Protecting children and young people: The responsibilities of all doctors

Working in partnership

Key points - chapter 4

  • Understand the roles of other professionals and agencies responsible for protecting children and young people and work in partnership with them.
  • Contribute to child protection procedures and provide relevant information to child protection meetings if you are not able to go to them.
  • Know who your named or designated professional or lead clinician is and how to contact them.

Working jointly with others and communicating effectively


You must work with and communicate effectively with colleagues in your team and organisation and with other professionals and agencies. This includes health visitors, other nurses, social workers and the police.

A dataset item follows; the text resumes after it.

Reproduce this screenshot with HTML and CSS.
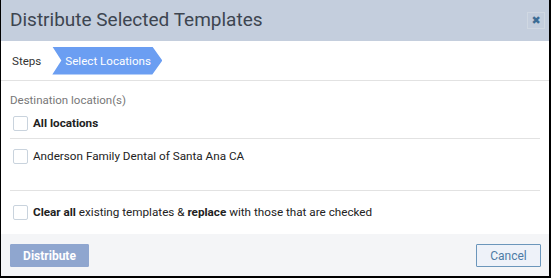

You should understand and respect the child protection roles, responsibilities, policies and practices of other agencies and professionals and cooperate with them. You must be clear about your own role and responsibilities in protecting children and young people, and be ready to explain this to colleagues and other professionals.

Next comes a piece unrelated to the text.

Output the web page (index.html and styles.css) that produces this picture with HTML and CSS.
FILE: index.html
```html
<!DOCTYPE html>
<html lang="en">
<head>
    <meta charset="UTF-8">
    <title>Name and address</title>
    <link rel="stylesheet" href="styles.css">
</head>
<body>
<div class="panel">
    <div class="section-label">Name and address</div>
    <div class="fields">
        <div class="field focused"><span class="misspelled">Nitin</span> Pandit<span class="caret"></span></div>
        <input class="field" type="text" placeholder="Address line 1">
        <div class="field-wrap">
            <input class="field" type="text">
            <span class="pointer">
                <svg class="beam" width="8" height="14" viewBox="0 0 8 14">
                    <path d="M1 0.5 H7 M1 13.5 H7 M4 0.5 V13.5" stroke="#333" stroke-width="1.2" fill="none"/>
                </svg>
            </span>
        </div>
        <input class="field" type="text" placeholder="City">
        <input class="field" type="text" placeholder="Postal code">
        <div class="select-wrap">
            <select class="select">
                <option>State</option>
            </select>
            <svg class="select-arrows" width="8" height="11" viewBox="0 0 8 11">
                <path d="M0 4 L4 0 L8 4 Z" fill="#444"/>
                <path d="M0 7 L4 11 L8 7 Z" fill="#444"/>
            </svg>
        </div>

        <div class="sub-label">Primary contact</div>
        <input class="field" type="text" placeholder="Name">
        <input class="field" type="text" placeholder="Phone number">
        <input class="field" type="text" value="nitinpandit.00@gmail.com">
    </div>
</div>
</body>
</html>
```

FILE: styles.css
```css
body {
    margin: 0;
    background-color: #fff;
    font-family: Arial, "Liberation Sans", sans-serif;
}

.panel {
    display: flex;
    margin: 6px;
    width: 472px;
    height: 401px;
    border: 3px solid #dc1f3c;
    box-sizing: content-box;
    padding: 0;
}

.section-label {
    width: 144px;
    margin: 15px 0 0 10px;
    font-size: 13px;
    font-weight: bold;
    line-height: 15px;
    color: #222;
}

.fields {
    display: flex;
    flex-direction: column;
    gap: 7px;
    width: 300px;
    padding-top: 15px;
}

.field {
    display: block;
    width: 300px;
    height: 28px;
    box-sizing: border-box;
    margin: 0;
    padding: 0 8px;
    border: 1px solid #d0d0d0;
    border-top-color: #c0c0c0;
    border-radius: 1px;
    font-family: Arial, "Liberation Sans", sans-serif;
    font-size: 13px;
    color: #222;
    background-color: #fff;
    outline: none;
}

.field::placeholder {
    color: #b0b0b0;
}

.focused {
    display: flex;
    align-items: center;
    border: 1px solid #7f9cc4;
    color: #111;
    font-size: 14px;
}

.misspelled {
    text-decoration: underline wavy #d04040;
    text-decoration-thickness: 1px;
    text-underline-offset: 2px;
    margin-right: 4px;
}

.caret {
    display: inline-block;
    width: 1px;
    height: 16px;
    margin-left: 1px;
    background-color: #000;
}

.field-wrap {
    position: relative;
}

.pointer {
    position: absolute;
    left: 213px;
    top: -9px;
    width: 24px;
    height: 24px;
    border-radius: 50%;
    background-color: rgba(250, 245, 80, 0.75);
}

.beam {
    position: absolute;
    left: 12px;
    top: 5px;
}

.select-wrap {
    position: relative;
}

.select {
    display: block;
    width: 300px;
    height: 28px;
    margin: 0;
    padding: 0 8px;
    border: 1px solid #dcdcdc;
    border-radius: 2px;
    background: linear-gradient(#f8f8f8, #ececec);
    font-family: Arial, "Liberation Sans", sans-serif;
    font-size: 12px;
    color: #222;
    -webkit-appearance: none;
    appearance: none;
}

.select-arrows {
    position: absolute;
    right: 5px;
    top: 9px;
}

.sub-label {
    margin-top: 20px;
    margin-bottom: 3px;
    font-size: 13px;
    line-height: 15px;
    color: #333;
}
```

You should make sure you have effective systems for communicating with health visitors, child protection leads and other statutory agencies, either on a regular basis or as the need arises. You must know who to contact and how to contact them.

Participating in child protection procedures


If you are asked to take part in child protection procedures, you must cooperate fully. This should include going to child protection conferences, strategy meetings and case reviews to provide information and give your opinion. You may be able to make a contribution, even if you have no specific concerns (for example, general practitioners are sometimes able to share unique insights into a child’s or young person’s family).


If meetings are called at short notice or at inconvenient times, you should still try to go. If this is not possible, you must try to provide relevant information about the child or young person and their family to the meeting, either through a telephone or video conference, in a written report or by discussing the information with another professional (for example, the health visitor), so they can give an oral report at the meeting.